Au sein de la majorité, la porte entrouverte par Manuel Valls mardi a été refermée par le porte-parole du gouvernement. «Il ne peut pas y avoir de peine qui condamne un prisonnier jusqu'à sa mort», a expliqué Stéphane Le Foll jeudi matin. Et d'une, la Cour européenne des droits de l'homme (CEDH) ne le permet pas (lire ci-dessus). Et de deux, le gouvernement a approuvé le durcissement de la peine de sûreté à trente ans pour les terroristes, porté par LR. La porte a aussi été (plus officieusement) fermée par le chef de l'Etat.
Ministres arc-boutés
Pas question de «rouvrir ce genre de débats entre nous» après la déchéance de nationalité, estime François Hollande en privé.

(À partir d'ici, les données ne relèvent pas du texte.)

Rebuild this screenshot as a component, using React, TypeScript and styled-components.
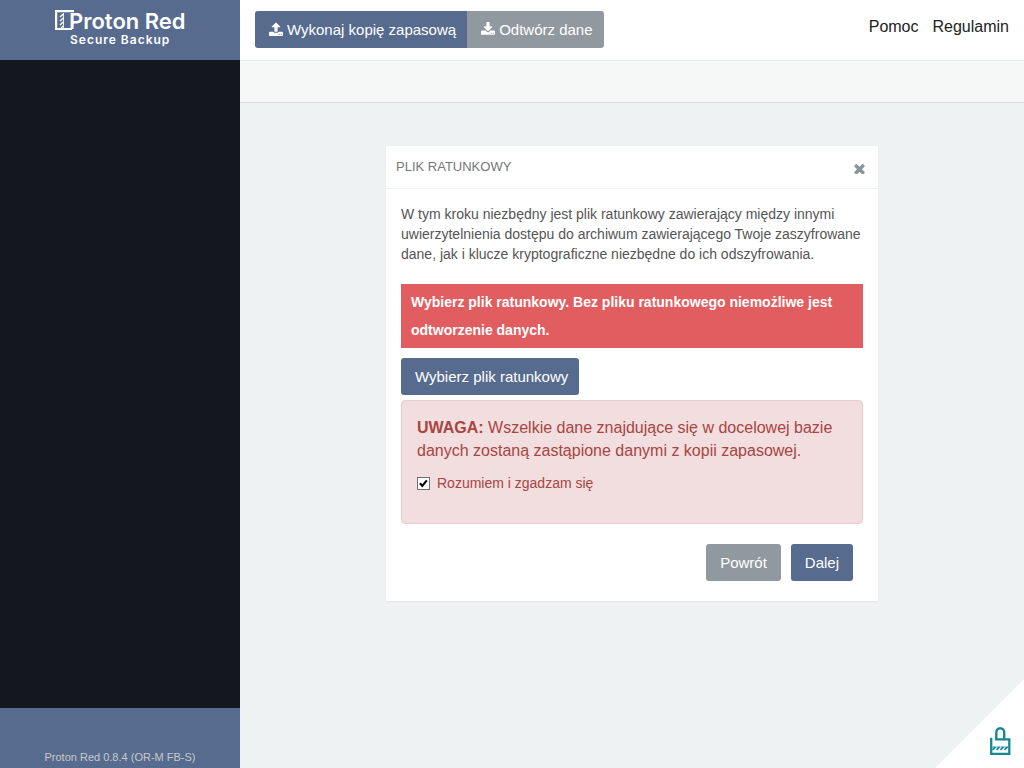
import React from "react";
import styled, { createGlobalStyle } from "styled-components";

const GlobalStyle = createGlobalStyle`
  *, *::before, *::after { box-sizing: border-box; }
  body {
    margin: 0;
    font-family: "Liberation Sans", Arial, sans-serif;
    font-size: 14px;
    line-height: 20px;
    color: #555555;
    background: #eef2f3;
  }
`;

const Layout = styled.div`
  display: grid;
  grid-template-columns: 240px 1fr;
  min-height: 100vh;
`;

const Sidebar = styled.aside`
  display: flex;
  flex-direction: column;
  background: #14171f;
`;

const Brand = styled.a`
  display: flex;
  justify-content: center;
  height: 60px;
  background: #576b8f;
`;

const SideBody = styled.div`
  flex: 1;
`;

const SideFooter = styled.footer`
  display: flex;
  align-items: flex-end;
  justify-content: center;
  height: 60px;
  background: #576b8f;
  color: #c8c8c8;
  font-size: 11px;
  line-height: 22px;
`;

const Main = styled.div`
  display: flex;
  flex-direction: column;
`;

const Header = styled.header`
  display: flex;
  justify-content: space-between;
  align-items: flex-start;
  height: 61px;
  padding: 11px 15px 0;
  background: #ffffff;
  border-bottom: 1px solid #e7e9ea;
`;

const SubBar = styled.div`
  height: 42px;
  background: #f6f8f8;
  border-bottom: 1px solid #d6dee4;
`;

const ButtonGroup = styled.div`
  display: flex;
  border-radius: 3px;
  overflow: hidden;
`;

const Button = styled.button<{ $tone?: "muted"; $square?: boolean; $snug?: boolean }>`
  display: inline-flex;
  align-items: center;
  gap: 4px;
  height: 37px;
  padding: ${(p) => (p.$snug ? "0 11px 0 14px" : "0 14px")};
  border: 0;
  border-radius: ${(p) => (p.$square ? "0" : "3px")};
  background: ${(p) => (p.$tone === "muted" ? "#9199a0" : "#576b8f")};
  color: #ffffff;
  font-family: inherit;
  font-size: 15px;
  line-height: 20px;
  white-space: nowrap;
  cursor: pointer;
`;

const TopNav = styled.nav`
  display: flex;
  gap: 14px;
  padding-top: 6px;
`;

const TopLink = styled.a`
  color: #222222;
  font-size: 16px;
  line-height: 20px;
  text-decoration: none;
`;

const Content = styled.main`
  flex: 1;
  display: flex;
  justify-content: center;
  align-items: flex-start;
  padding: 43px 15px;
`;

const Panel = styled.section`
  width: 100%;
  max-width: 492px;
  background: #ffffff;
  box-shadow: 0 1px 1px rgba(0, 0, 0, 0.05);
`;

const PanelHeader = styled.div`
  display: flex;
  justify-content: space-between;
  align-items: center;
  height: 43px;
  padding: 0 10px;
  border-bottom: 1px solid #eff2f7;
`;

const PanelTitle = styled.h1`
  margin: 0;
  color: #767676;
  font-size: 13px;
  font-weight: 400;
  line-height: 20px;
  text-transform: uppercase;
`;

const CloseButton = styled.button`
  display: flex;
  padding: 3px 3px 0;
  border: 0;
  background: none;
  color: #89949b;
  cursor: pointer;
`;

const PanelBody = styled.div`
  padding: 15px 15px 20px;
`;

const Intro = styled.p`
  margin: 0 0 20px;
`;

const ErrorNote = styled.p`
  margin: 0 0 10px;
  padding: 4px 10px;
  background: #e15d5f;
  color: #ffffff;
  font-weight: 700;
  line-height: 28px;
`;

const Warning = styled.div`
  margin-top: 5px;
  padding: 15px 15px 30px;
  border: 1px solid #ebccd1;
  border-radius: 4px;
  background: #f2dede;
  color: #a94442;
`;

const WarningText = styled.p`
  margin: 0 0 11px;
  font-size: 16px;
  line-height: 23px;
`;

const CheckLabel = styled.label`
  display: flex;
  align-items: center;
  gap: 7px;
  cursor: pointer;
`;

const Checkbox = styled.input`
  appearance: none;
  width: 13px;
  height: 13px;
  margin: 0;
  border: 1px solid #707070;
  background: #ffffff;

  &:checked {
    background: #ffffff
      url("data:image/svg+xml,%3Csvg xmlns='http://www.w3.org/2000/svg' viewBox='0 0 11 11'%3E%3Cpath d='M2 5.2 4.3 7.8 8.8 2.4' fill='none' stroke='%23000' stroke-width='2.1'/%3E%3C/svg%3E")
      center / 11px 11px no-repeat;
  }
`;

const Actions = styled.div`
  display: flex;
  justify-content: flex-end;
  gap: 10px;
  padding: 20px 10px 0 0;
`;

const Corner = styled.a`
  position: fixed;
  right: 0;
  bottom: 0;
  display: flex;
`;

const Logo = () => (
  <svg width="140" height="60" viewBox="0 0 140 60" role="img" aria-label="Proton Red Secure Backup">
    <g fill="none" stroke="#fff">
      <path d="M24 11.100H6.100V29H22" strokeWidth="2.200" />
      <path d="M10 17l3.600-3.200M10 21l3.600-3.200M10 25l3.600-3.200M11 28l2.600-2.200" strokeWidth="1.500" />
      <path d="M13.500 13V28" strokeWidth="0.800" />
    </g>
    <text x="19" y="29" fill="#fff" fontFamily="Inter, sans-serif" fontWeight="600" fontSize="22">Proton Red</text>
    <text x="20" y="44" fill="#fff" fontFamily="Inter, sans-serif" fontWeight="600" fontSize="12" letterSpacing="1">Secure Backup</text>
  </svg>
);

const UploadIcon = () => (
  <svg width="14" height="15" viewBox="0 0 1664 1792" fill="currentColor" aria-hidden="true">
    <path d="M1280 1472q0-26-19-45t-45-19-45 19-19 45 19 45 45 19 45-19 19-45zm256 0q0-26-19-45t-45-19-45 19-19 45 19 45 45 19 45-19 19-45zm128-224v320q0 40-28 68t-68 28h-1472q-40 0-68-28t-28-68v-320q0-40 28-68t68-28h427q21 56 70.5 92t110.5 36h256q61 0 110.5-36t70.5-92h427q40 0 68 28t28 68zm-325-648q-17 40-59 40h-256v448q0 26-19 45t-45 19h-256q-26 0-45-19t-19-45v-448h-256q-42 0-59-40-17-39 14-69l448-448q18-19 45-19t45 19l448 448q31 30 14 69z" />
  </svg>
);

const DownloadIcon = () => (
  <svg width="14" height="15" viewBox="0 0 1664 1792" fill="currentColor" aria-hidden="true">
    <path d="M1280 1344q0-26-19-45t-45-19-45 19-19 45 19 45 45 19 45-19 19-45zm256 0q0-26-19-45t-45-19-45 19-19 45 19 45 45 19 45-19 19-45zm128-224v320q0 40-28 68t-68 28h-1472q-40 0-68-28t-28-68v-320q0-40 28-68t68-28h465l135 136q58 56 136 56t136-56l136-136h464q40 0 68 28t28 68zm-325-569q17 41-14 70l-448 448q-18 19-45 19t-45-19l-448-448q-31-29-14-70 17-39 59-39h256v-448q0-26 19-45t45-19h256q26 0 45 19t19 45v448h256q42 0 59 39z" />
  </svg>
);

const CloseIcon = () => (
  <svg width="11" height="11" viewBox="270 250 1252 1252" fill="currentColor" aria-hidden="true">
    <path d="M1490 1322q0 40-28 68l-136 136q-28 28-68 28t-68-28l-294-294-294 294q-28 28-68 28t-68-28l-136-136q-28-28-28-68t28-68l294-294-294-294q-28-28-28-68t28-68l136-136q28-28 68-28t68 28l294 294 294-294q28-28 68-28t68 28l136 136q28 28 28 68t-28 68l-294 294 294 294q28 28 28 68z" />
  </svg>
);

const CornerLock = () => (
  <svg width="90" height="90" viewBox="0 0 90 90" aria-hidden="true">
    <path d="M90 1V90H1z" fill="#fff" />
    <g fill="none" stroke="#138a93">
      <path d="M57.200 59.700V75.800H75.300V61.300H61.200" strokeWidth="2.300" />
      <path d="M62.300 61.500V54.300a3.900 4 0 0 1 7.900 0V61.500" strokeWidth="2.400" />
      <path d="M58.500 71.800l3-3M62.500 71.800l3-3M66.500 71.800l3-3M70.500 71.800l3-3" strokeWidth="1.700" />
      <path d="M58 69h16" strokeWidth="0.700" />
    </g>
  </svg>
);

export default function App() {
  return (
    <>
      <GlobalStyle />
      <Layout>
        <Sidebar>
          <Brand href="#">
            <Logo />
          </Brand>
          <SideBody />
          <SideFooter>Proton Red 0.8.4 (OR-M FB-S)</SideFooter>
        </Sidebar>
        <Main>
          <Header>
            <ButtonGroup>
              <Button type="button" $square $snug>
                <UploadIcon />
                Wykonaj kopię zapasową
              </Button>
              <Button type="button" $square $snug $tone="muted">
                <DownloadIcon />
                Odtwórz dane
              </Button>
            </ButtonGroup>
            <TopNav>
              <TopLink href="#">Pomoc</TopLink>
              <TopLink href="#">Regulamin</TopLink>
            </TopNav>
          </Header>
          <SubBar />
          <Content>
            <Panel>
              <PanelHeader>
                <PanelTitle>Plik ratunkowy</PanelTitle>
                <CloseButton type="button" aria-label="Zamknij">
                  <CloseIcon />
                </CloseButton>
              </PanelHeader>
              <PanelBody>
                <Intro>
                  W tym kroku niezbędny jest plik ratunkowy zawierający między innymi uwierzytelnienia
                  dostępu do archiwum zawierającego Twoje zaszyfrowane dane, jak i klucze
                  kryptograficzne niezbędne do ich odszyfrowania.
                </Intro>
                <ErrorNote>
                  Wybierz plik ratunkowy. Bez pliku ratunkowego niemożliwe jest odtworzenie danych.
                </ErrorNote>
                <Button type="button" $snug>Wybierz plik ratunkowy</Button>
                <Warning>
                  <WarningText>
                    <strong>UWAGA:</strong> Wszelkie dane znajdujące się w docelowej bazie danych
                    zostaną zastąpione danymi z kopii zapasowej.
                  </WarningText>
                  <CheckLabel>
                    <Checkbox type="checkbox" defaultChecked />
                    Rozumiem i zgadzam się
                  </CheckLabel>
                </Warning>
                <Actions>
                  <Button type="button" $tone="muted">Powrót</Button>
                  <Button type="button">Dalej</Button>
                </Actions>
              </PanelBody>
            </Panel>
          </Content>
        </Main>
      </Layout>
      <Corner href="#" aria-label="Bezpieczeństwo">
        <CornerLock />
      </Corner>
    </>
  );
}
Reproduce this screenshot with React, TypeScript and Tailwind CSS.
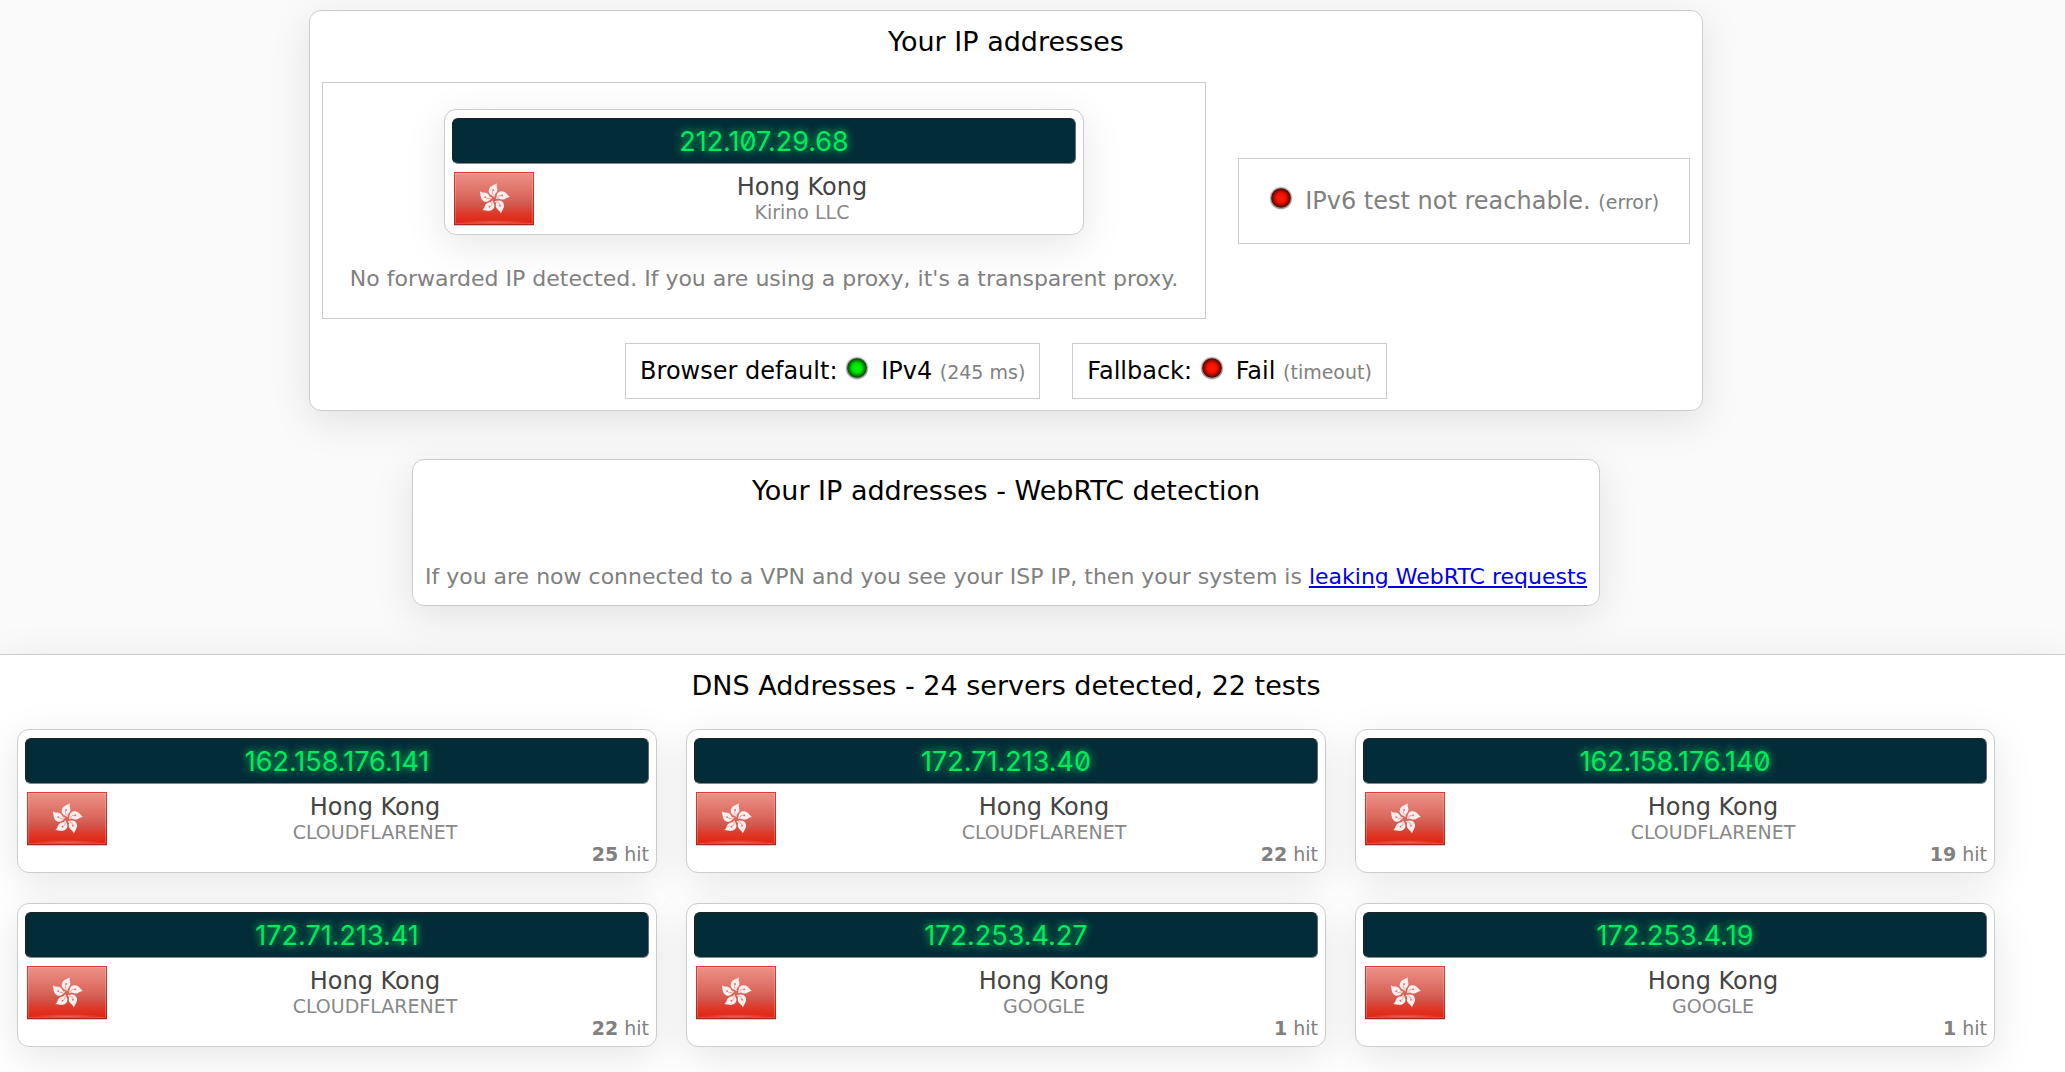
import type { ReactNode } from "react";

type Server = {
  ip: string;
  country: string;
  org: string;
  hits?: number;
};

const dnsServers: Server[] = [
  { ip: "162.158.176.141", country: "Hong Kong", org: "CLOUDFLARENET", hits: 25 },
  { ip: "172.71.213.40", country: "Hong Kong", org: "CLOUDFLARENET", hits: 22 },
  { ip: "162.158.176.140", country: "Hong Kong", org: "CLOUDFLARENET", hits: 19 },
  { ip: "172.71.213.41", country: "Hong Kong", org: "CLOUDFLARENET", hits: 22 },
  { ip: "172.253.4.27", country: "Hong Kong", org: "GOOGLE", hits: 1 },
  { ip: "172.253.4.19", country: "Hong Kong", org: "GOOGLE", hits: 1 },
];

function Flag() {
  return (
    <svg viewBox="0 0 80 54" className="h-[54px] w-20 shrink-0" role="img" aria-label="Hong Kong flag">
      <defs>
        <linearGradient id="hk-red" x1="0" y1="0" x2="0" y2="1">
          <stop offset="0" stopColor="#ec938a" />
          <stop offset="0.15" stopColor="#e8857b" />
          <stop offset="0.5" stopColor="#d9655a" />
          <stop offset="0.62" stopColor="#d2564b" />
          <stop offset="0.78" stopColor="#de3a2a" />
          <stop offset="1" stopColor="#e2200d" />
        </linearGradient>
        <radialGradient id="hk-glow" cx="0.5" cy="1" r="0.5">
          <stop offset="0" stopColor="#fff" stopOpacity="0.3" />
          <stop offset="1" stopColor="#fff" stopOpacity="0" />
        </radialGradient>
        <linearGradient id="hk-edge" x1="0" y1="0" x2="0" y2="1">
          <stop offset="0" stopColor="#e03a2e" />
          <stop offset="1" stopColor="#a8281c" />
        </linearGradient>
      </defs>
      <rect x="0" y="1" width="80" height="53" fill="#000" opacity="0.2" />
      <rect x="0" y="0" width="80" height="53" fill="url(#hk-red)" />
      <rect x="2" y="45" width="76" height="6" fill="url(#hk-glow)" />
      <rect x="1.5" y="1.5" width="77" height="50" fill="none" stroke="#fff" strokeOpacity="0.18" />
      <rect x="0.5" y="0.5" width="79" height="52" fill="none" stroke="url(#hk-edge)" />
      <g transform="translate(40 27)">
        {[0, 72, 144, 216, 288].map((angle) => (
          <g key={angle} transform={`rotate(${angle})`}>
            <path
              d="M1 -2C-2.5 -3.5 -6 -5 -5.2 -9C-4.5 -13 0 -14 3 -15.8C1.8 -13 4 -11 3.2 -8C2.6 -5.6 -0.4 -5 1 -2Z"
              fill="#f7eeed"
            />
            <path d="M0 -3.6C-2 -5 -1.8 -7 -1 -9" fill="none" stroke="#dc8d85" strokeWidth="0.7" />
            <circle cx="-0.9" cy="-9" r="0.9" fill="#d8756b" />
          </g>
        ))}
      </g>
    </svg>
  );
}

function Light({ color }: { color: "green" | "red" }) {
  const stops = color === "green" ? ["#00fa00", "#00e000", "#033f03"] : ["#ff1e00", "#f01000", "#4a0804"];
  return (
    <svg viewBox="0 0 24 24" className="mr-3 inline-block size-6 align-[-1px]" aria-hidden="true">
      <defs>
        <radialGradient id={`light-${color}`}>
          <stop offset="0" stopColor={stops[0]} />
          <stop offset="0.5" stopColor={stops[1]} />
          <stop offset="1" stopColor={stops[2]} />
        </radialGradient>
      </defs>
      <circle cx="12" cy="12" r="11.5" fill="#999" opacity="0.35" />
      <circle cx="12" cy="12.4" r="10.8" fill="#777" opacity="0.6" />
      <circle cx="12" cy="12" r="9.8" fill={`url(#light-${color})`} />
    </svg>
  );
}

function Title({ children }: { children: ReactNode }) {
  return <h2 className="text-center text-[27px] leading-8 text-black">{children}</h2>;
}

function Panel({ children }: { children: ReactNode }) {
  return (
    <section className="rounded-xl border border-[#ccc] bg-white shadow-[0_10px_40px_rgba(0,0,0,0.1)]">
      {children}
    </section>
  );
}

function ServerCard({ server }: { server: Server }) {
  return (
    <article className="w-[640px] rounded-xl border border-[#ccc] bg-white px-[7px] pt-2 pb-2 shadow-[0_10px_40px_rgba(0,0,0,0.1)]">
      <div className="flex h-[46px] items-center justify-center rounded-md border border-t-[#222] border-r-[#667] border-b-[#888] border-l-[#222] bg-[#022c38] font-['Inter',sans-serif] text-[27px] leading-none text-[#00ea5e] slashed-zero [text-shadow:0_0_8px_#00ea5e]">
        {server.ip}
      </div>
      <div className="mt-2 flex pr-[6px] pl-[2px]">
        <Flag />
        <div className="flex-1 text-center">
          <div className="text-2xl leading-[30px] text-[#444]">{server.country}</div>
          <div className="text-[19px] leading-5 text-[#888]">{server.org}</div>
        </div>
      </div>
      {server.hits && (
        <div className="-mt-0.5 text-right text-[19px] leading-5 text-[#808080]">
          <b>{server.hits}</b> hit
        </div>
      )}
    </article>
  );
}

export default function App() {
  return (
    <main className="min-h-screen overflow-hidden bg-[#fafafa] pt-[10px] font-['DejaVu_Sans',Verdana,sans-serif]">
      <div className="flex flex-col items-center gap-12 pr-[53px] pb-12">
        <Panel>
          <div className="px-3 pt-[15px] pb-[11px]">
            <Title>Your IP addresses</Title>
            <div className="mt-6 flex items-center gap-8">
              <div className="flex flex-col items-center border border-[#ccc] px-[27px] py-[26px]">
                <ServerCard server={{ ip: "212.107.29.68", country: "Hong Kong", org: "Kirino LLC" }} />
                <p className="mt-[31px] text-[22px] leading-[26px] text-[#808080]">
                  No forwarded IP detected. If you are using a proxy, it's a transparent proxy.
                </p>
              </div>
              <div className="border border-[#ccc] px-[30px] py-[27px] text-2xl leading-[29px] text-[#808080]">
                <Light color="red" />
                IPv6 test not reachable. <span className="text-[19px] leading-[22px]">(error)</span>
              </div>
            </div>
            <div className="mt-6 flex justify-center gap-8 text-2xl leading-[29px] text-black">
              <div className="border border-[#ccc] px-[14px] py-3">
                Browser default: <Light color="green" />
                IPv4 <span className="text-[19px] leading-[22px] text-[#808080]">(245 ms)</span>
              </div>
              <div className="border border-[#ccc] px-[14px] py-3">
                Fallback: <Light color="red" />
                Fail <span className="text-[19px] leading-[22px] text-[#808080]">(timeout)</span>
              </div>
            </div>
          </div>
        </Panel>

        <Panel>
          <div className="px-3 py-[15px]">
            <Title>Your IP addresses - WebRTC detection</Title>
            <p className="mt-[57px] text-[22px] leading-[26px] text-[#808080]">
              If you are now connected to a VPN and you see your ISP IP, then your system is{" "}
              <a href="#" className="text-[#0000ee] underline">
                leaking WebRTC requests
              </a>
            </p>
          </div>
        </Panel>
      </div>

      <section className="border-t border-[#ccc] bg-white pt-[15px] pr-[53px] pb-10 shadow-[0_10px_40px_rgba(0,0,0,0.1)]">
        <Title>DNS Addresses - 24 servers detected, 22 tests</Title>
        <div className="mt-[27px] flex flex-wrap justify-center gap-x-[29px] gap-y-[30px]">
          {dnsServers.map((server) => (
            <ServerCard key={server.ip} server={server} />
          ))}
        </div>
      </section>
    </main>
  );
}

Le hic, c'est que certains ministres, arc-boutés contre la déchéance, vont plutôt dans le sens du Premier ministre sur une «vraie perpétuité». Mais comme Devedjian, le patron des députés PS, Bruno Le Roux met en garde contre cette «peine de mort lente». Une dirigeante du PS renvoie aux débats de 1981 sur l'abolition de la peine de mort pour dénoncer une peine qui rendrait «les prisons ingérables»
Ceux qui proposent la perpétuité incompressible sont «des démagogues et des menteurs», tonnait déjà en octobre l'ancien garde des Sceaux de François Mitterrand, Robert Badinter. Dans le sillage du sage judiciaire de la gauche, la foi en la rédemption et le refus de toute peine d'élimination sociale fédèrent une majorité de socialistes. Mais, à l'heure où l'exécutif aimerait pouvoir rassurer après les attentats de Bruxelles, Valls revendique le droit d'ouvrir un débat «légitime». Il veut surtout y voir, confirme un de ses proches, une possibilité de «sortir de la politique bloc contre bloc». Pour un ténor du PS, ce débat est surtout révélateur du désarroi des politiques : «Comme l'ensemble des Français, ils sont totalement dépourvus face au terrorisme. Dans ces cas-là, le plus simple, c'est toujours la course à l'échalote répressive.» A droite, comme à gauche.